A workers and farmers government will neither float bonds nor levy taxes on working people. A government of the toilers will provide universal lifetime education, health care, and disability and pension benefits by drawing on society’s enormous surplus wealth—wealth that is produced in one and only one way, by the transformation of nature by social labor.

The flyer distributed at the Los Angeles rally says, “It is our labor, not the largesse of the capitalists, that creates the wealth that provides for education, health care, and other vital necessities.” That’s a true statement, but it misses the most important point from the standpoint of the vast toiling majority.

It is the labor of working people that creates the massive surplus value that capitalists appropriate and from which they derive their profits and power. Nothing workers get in terms of schooling, medical care, or pensions is charity—it’s all produced by us.

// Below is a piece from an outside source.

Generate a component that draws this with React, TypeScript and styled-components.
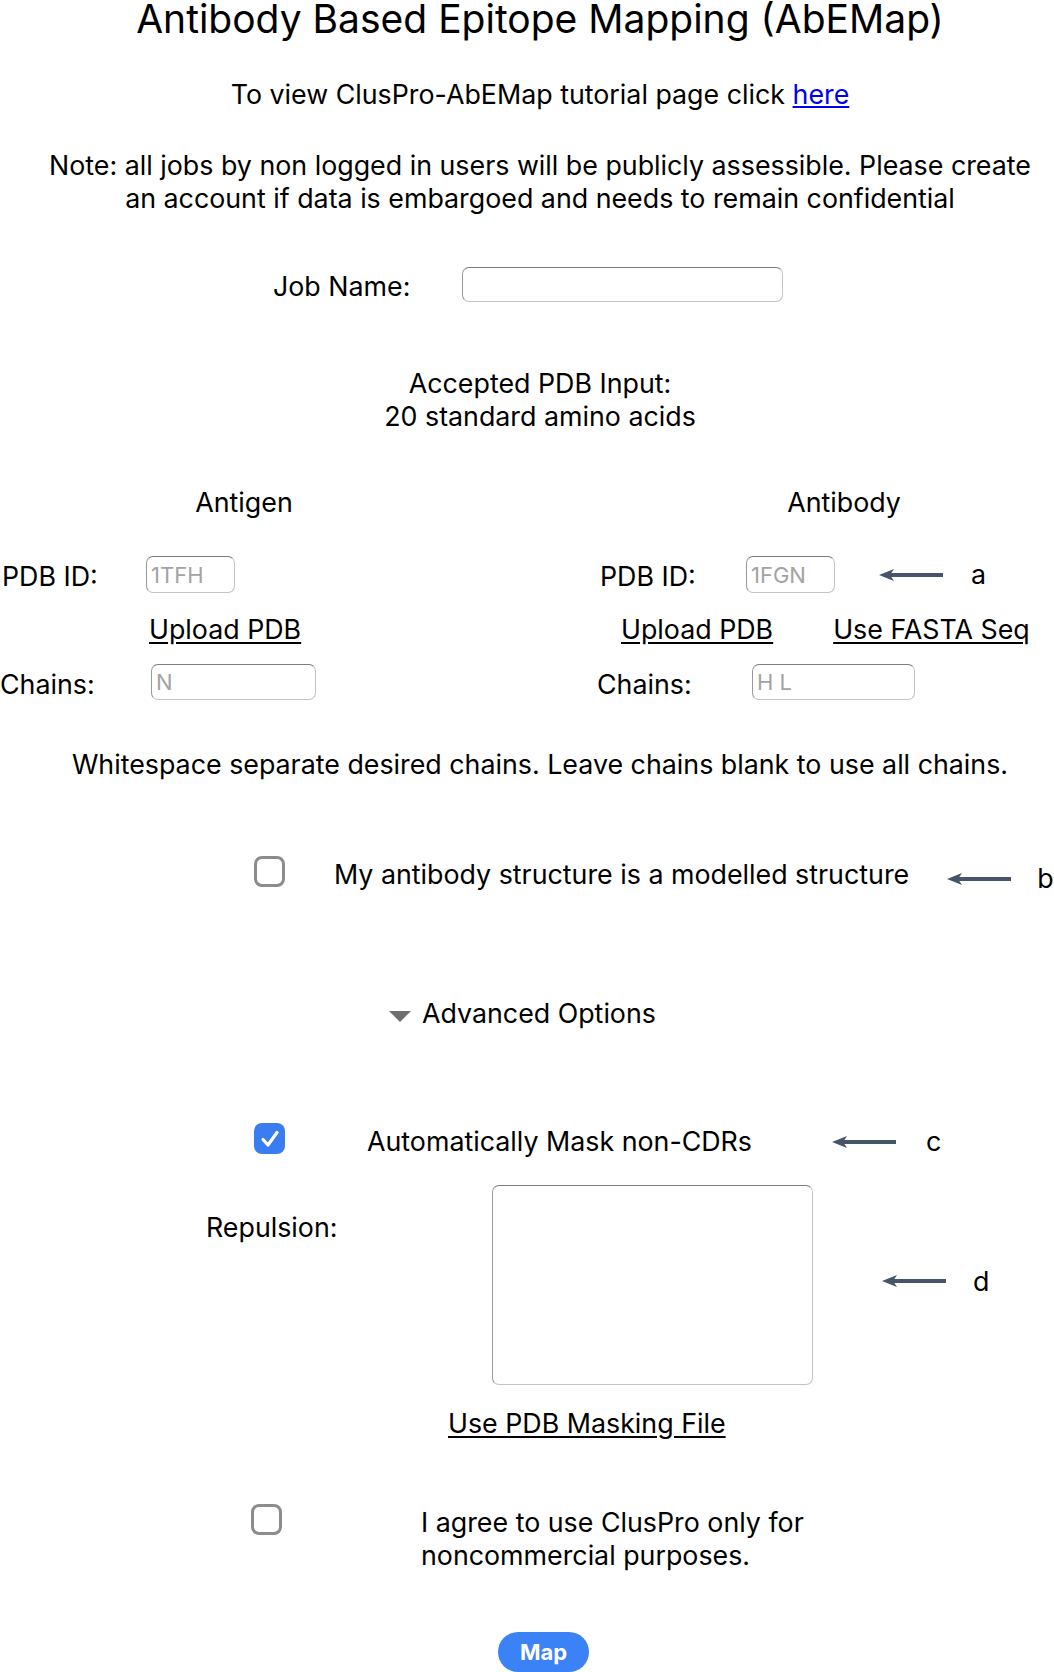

At the same time, everything we have—above and beyond what bosses must pay in wages to maintain and reproduce the labor power they need to keep production up and profits rolling in—is the product over decades of what working people have fought for, won, and defended in struggle. That, too, comes from nowhere else.

*****

Today, as a result of the grinding impact of the capitalist crisis on tens of millions of working people, communists are finding growing receptivity among workers to discussing a revolutionary perspective along the road to power. An expanding Militant Army is going door to door in working-class neighborhoods with a newspaper “published in the interests of working people” that reports each week on imperialism’s crises and wars and how workers and farmers are organizing and fighting.

The Militant is our most powerful political tool right now, supplemented by books and pamphlets by revolutionary leaders recording the lessons of working-class struggles worldwide for more than 150 years.